Lots of taxes that aren't named as taxes:
- The work the employer has to do to adapt laws, all that bureaucracy, fees, insurances like U1 and U3 et cetera. You have to do that as well.
- You pay your tax advisor.
- You work weekends to read the newest unhinged laws, that's thousands per year alone.
- Inflation is a major tax on wagies, almost 50% since 2020, per Euro M3.
- Last but not least the Enev and its repercussions. Sauce of the vid is Nathaliedistraction. You could have had world leading robotics, but you had to spend all those billions on ancient glorified AC and styrofoam instead, and that loss in wealth is a tax, effectively.
- The time you spend searching for cheaper products, smaller flats, and wrangling these shitty products and life circumstances, that's a tax.

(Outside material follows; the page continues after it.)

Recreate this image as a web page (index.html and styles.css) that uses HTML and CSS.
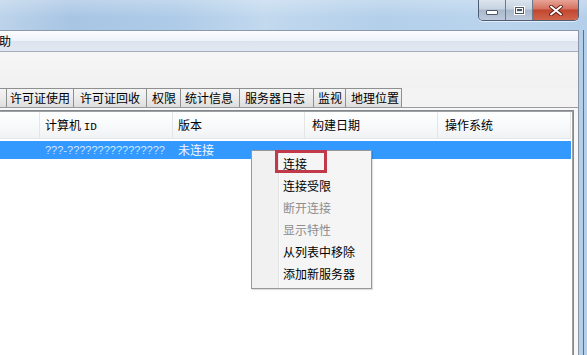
FILE: index.html
```html
<!DOCTYPE html>
<html lang="zh-CN">
<head>
    <meta charset="UTF-8">
    <title>服务器列表</title>
    <link rel="stylesheet" href="styles.css">
</head>
<body>
    <div class="window">
        <div class="titlebar">
            <div class="caption">
                <span class="cap-btn cap-min"><i></i></span>
                <span class="cap-btn cap-max"><i></i></span>
                <span class="cap-btn cap-close">
                    <svg width="14" height="11" viewBox="0 0 14 11">
                        <path d="M2 1.5 L12 9.5 M12 1.5 L2 9.5" stroke="#5a1a12" stroke-width="3.6" stroke-linecap="round"/>
                        <path d="M2 1.5 L12 9.5 M12 1.5 L2 9.5" stroke="#ffffff" stroke-width="2" stroke-linecap="round"/>
                    </svg>
                </span>
            </div>
        </div>

        <div class="frame">
            <div class="client">
                <div class="menubar"><span class="menu-item">助</span></div>
                <div class="toolbar-area"></div>

                <div class="tabs">
                    <span class="tab tab-cut"></span>
                    <span class="tab">许可证使用</span>
                    <span class="tab">许可证回收</span>
                    <span class="tab">权限</span>
                    <span class="tab">统计信息</span>
                    <span class="tab">服务器日志</span>
                    <span class="tab">监视</span>
                    <span class="tab">地理位置</span>
                </div>

                <div class="panel">
                    <div class="listview">
                        <div class="lv-head">
                            <span class="col col-first"></span>
                            <span class="col col-id">计算机 <b class="latin">ID</b></span>
                            <span class="col col-ver">版本</span>
                            <span class="col col-date">构建日期</span>
                            <span class="col col-os">操作系统</span>
                        </div>
                        <div class="lv-row selected">
                            <span class="col col-first"></span>
                            <span class="col col-id qmarks">???-????????????????</span>
                            <span class="col col-ver">未连接</span>
                            <span class="col col-date"></span>
                            <span class="col col-os"></span>
                        </div>
                    </div>
                </div>
            </div>
        </div>

        <ul class="context-menu">
            <li class="cm-item">连接</li>
            <li class="cm-item">连接受限</li>
            <li class="cm-item disabled">断开连接</li>
            <li class="cm-item disabled">显示特性</li>
            <li class="cm-item">从列表中移除</li>
            <li class="cm-item">添加新服务器</li>
        </ul>
        <div class="highlight-box"></div>
    </div>
</body>
</html>
```

FILE: styles.css
```css
body {
    margin: 0;
    background-color: #ffffff;
    font-family: "Noto Sans CJK SC", "Noto Sans", sans-serif;
    font-size: 12px;
    overflow: hidden;
}

.window {
    position: relative;
    width: 587px;
    height: 355px;
    overflow: hidden;
    background: linear-gradient(90deg, #bcd3ea 0%, #a8c5e4 12%, #aecbe8 30%, #c2d9ee 45%, #b3cfea 65%, #bad4ed 85%, #b4cfe9 100%);
}

.titlebar {
    height: 30px;
    display: flex;
    justify-content: flex-end;
    padding-right: 8px;
    background: linear-gradient(180deg, rgba(255, 255, 255, 0.25) 0%, rgba(255, 255, 255, 0) 60%);
}

.caption {
    display: flex;
    height: 20px;
    border: 1px solid #4d5d73;
    border-top: none;
    border-radius: 0 0 5px 5px;
    overflow: hidden;
    box-shadow: 0 1px 0 rgba(255, 255, 255, 0.6);
}

.cap-btn {
    display: flex;
    align-items: center;
    justify-content: center;
    height: 20px;
    background: linear-gradient(180deg, #dbe4ee 0%, #c7d3e1 45%, #a9b8ca 50%, #bccadb 100%);
    border-left: 1px solid #6b7a8e;
}

.cap-min {
    width: 26px;
    border-left: none;
}

.cap-max {
    width: 26px;
}

.cap-close {
    width: 45px;
    background: linear-gradient(180deg, #e6a496 0%, #d5715e 45%, #c24630 50%, #d0654b 100%);
}

.cap-min i {
    display: block;
    width: 10px;
    height: 3px;
    margin-top: 5px;
    background: #ffffff;
    border: 1px solid #4c5666;
    border-radius: 1px;
}

.cap-max i {
    display: block;
    width: 7px;
    height: 5px;
    border: 1px solid #4c5666;
    outline: 1px solid #ffffff;
    background: #dfe6ee;
    box-shadow: inset 0 0 0 1px #ffffff, inset 0 2px 0 1px #4c5666;
}

.frame {
    height: 325px;
    padding-right: 4px;
    border-right: 1px solid #5f6f84;
    margin-right: 3px;
}

.client {
    height: 100%;
    width: 579px;
    border-right: 1px solid #8b97a6;
    box-sizing: border-box;
    background-color: #f3f3f3;
}

.menubar {
    height: 20px;
    border-top: 1px solid #8c99ab;
    border-bottom: 1px solid #a3adbb;
    background: linear-gradient(180deg, #fbfcfe 0%, #eef2f9 50%, #dde4ef 51%, #e2e8f2 100%);
    display: flex;
    align-items: center;
}

.menu-item {
    margin-left: -1px;
    line-height: 20px;
    color: #000000;
}

.toolbar-area {
    height: 36px;
    background: linear-gradient(180deg, #f6f6f6 0%, #f1f1f1 100%);
}

.tabs {
    display: flex;
    height: 19px;
    align-items: stretch;
}

.tab {
    flex: none;
    box-sizing: border-box;
    line-height: 17px;
    border: 1px solid #8e8f8f;
    border-bottom: none;
    border-right: none;
    padding-left: 3px;
    background: linear-gradient(180deg, #f5f5f5 0%, #ebebeb 50%, #dedede 100%);
    color: #000000;
    white-space: nowrap;
}

.tab:last-child {
    border-right: 1px solid #8e8f8f;
}

.tab-cut { width: 6px; border-left: none; }
.tab:nth-child(2) { width: 67px; }
.tab:nth-child(3) { width: 73px; padding-left: 6px; }
.tab:nth-child(4) { width: 34px; padding-left: 5px; }
.tab:nth-child(5) { width: 59px; padding-left: 4px; }
.tab:nth-child(6) { width: 74px; padding-left: 5px; }
.tab:nth-child(7) { width: 32px; padding-left: 4px; }
.tab:nth-child(8) { width: 57px; padding-left: 5px; }

.panel {
    height: 260px;
    border-top: 1px solid #9a9a9a;
    padding: 2px 2px 0 0;
    background-color: #f7f7f7;
}

.listview {
    height: 100%;
    width: 574px;
    border-top: 1px solid #828790;
    border-right: 1px solid #828790;
    box-shadow: inset 0 1px 0 #a0a0a0, inset -1px 0 0 #a0a0a0;
    background-color: #ffffff;
    box-sizing: border-box;
    padding: 1px 2px 0 0;
}

.lv-head {
    display: flex;
    height: 26px;
    align-items: center;
    background: linear-gradient(180deg, #ffffff 0%, #f7f8fa 60%, #f1f2f4 100%);
    border-bottom: 1px solid #e3e6ea;
}

.lv-head .col {
    height: 100%;
    line-height: 26px;
    border-right: 1px solid #e5e5e5;
}

.col {
    flex: none;
    box-sizing: border-box;
    padding-left: 5px;
    white-space: nowrap;
    overflow: hidden;
}

.col-first { width: 40px; }
.col-id { width: 133px; }
.col-ver { width: 132px; }
.col-date { width: 133px; padding-left: 7px; }
.col-os { flex: 1; padding-left: 7px; }

.latin {
    font-family: "Liberation Mono", monospace;
    font-weight: normal;
    font-size: 11px;
}

.lv-row {
    display: flex;
    height: 18px;
    margin-top: 2px;
    line-height: 18px;
}

.lv-row.selected {
    background-color: #3399ff;
    color: #f2f8ff;
}

.qmarks {
    font-family: "Liberation Sans", Arial, sans-serif;
    font-size: 11px;
    color: #cfe6ff;
}

.context-menu {
    position: absolute;
    left: 251px;
    top: 150px;
    width: 121px;
    margin: 0;
    padding: 2px 0 3px 0;
    list-style: none;
    box-sizing: border-box;
    border: 1px solid #979797;
    background: linear-gradient(90deg, #f1f1f1 0px, #f1f1f1 26px, #e2e3e3 26px, #e2e3e3 27px, #ffffff 27px, #f5f5f5 28px, #f5f5f5 100%);
    box-shadow: 1px 1px 1px rgba(0, 0, 0, 0.12);
}

.cm-item {
    height: 22px;
    line-height: 22px;
    padding-left: 31px;
    color: #000000;
}

.cm-item.disabled {
    color: #8d8d8d;
}

.highlight-box {
    position: absolute;
    left: 275px;
    top: 150px;
    width: 52px;
    height: 23px;
    box-sizing: border-box;
    border: 3px solid #c23a4a;
}
```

- Because you pay so many taxes, you can't afford a house, despite your employer paying one of the highest prices for a wagie in international competition. So the rent for the flat is a form of tax, in particular because the regulation is so tight, the landlord is basically a bureaucrat.
- If you ever inherit a house, you can not move, because the taxes on moving are so high. Call it the freedom of movement tax.
- If you want to leave the country, you get Wegzugsteuer. No one knows about this. For example, an entrepreneur pays more than 10x his yearly profit as a tax. That's more than a million to leave the country, for a little tradie shop that barely keeps you alive.
- The cost of diseases from living a cheap restricted life, that is also a tax, very expensive and irreversible, too.